Of course, the same idea works in the opposite direction, too. Let’s say you own a building and you need $20,000. You don’t have the time (or the credit score) to seek bank or any other sort of a loan. You can tokenize a percentage of your building, and sell the securities to the public.

Asset tokenization is an amazing tool, because it is very versatile. Unfortunately there are still issues that do not allow it to become a mainstream practice. For example, when you buy tokens of the building in our first example, you buy ownership of the asset. The security. You do not become a legal owner of the property. Blockchains are public, immune ledgers, and your transactions cannot be altered. You still have your rights intact. You enjoy your profits from the rise in the tokens’ value, and the profits from the building’s revenues.
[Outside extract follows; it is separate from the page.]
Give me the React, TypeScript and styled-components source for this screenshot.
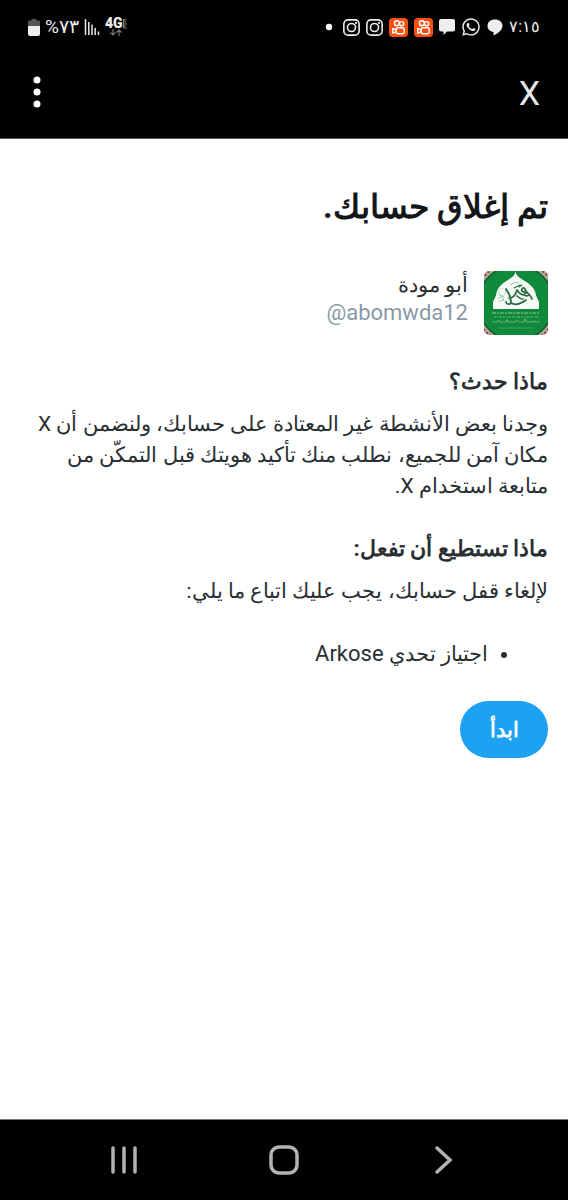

But that’s as far as your reach goes.

Let’s say now the owner of the building decides to sell it. You just own tokens, not the building. You have no rights over the property itself. You can see the problem, right? Smells like an expensive legal battle.

Then we have companies and their stocks. We can tokenize them and sell them, but not everywhere. A lot of countries do not allow the sale of fractional parts of company shares. It’s illegal. End of story.

So, security tokens are a very new, much more secure and versatile investment vehicle. They solve a lot of security, compliance, and trust problems that simple tokens and ICOs carry with them.

But, they have a long road ahead of them until they become mainstream alternatives. Countries have to adjust their laws. City, State, and Government bodies have to update their regulations in order to allow them to be defined, and operate legally.

Until then, we can only try to build better, more secure tokens. The good news is that the industry (and technology in general) moves so fast, that the governments have to work faster to keep up. Nobody wants to leave consumers exposed to bad products, incomplete services, and to the practice of fraudulent and money-laundering activities. It’s bad for us, and it’s bad for their re-election chances. So, let’s wait and see what happens!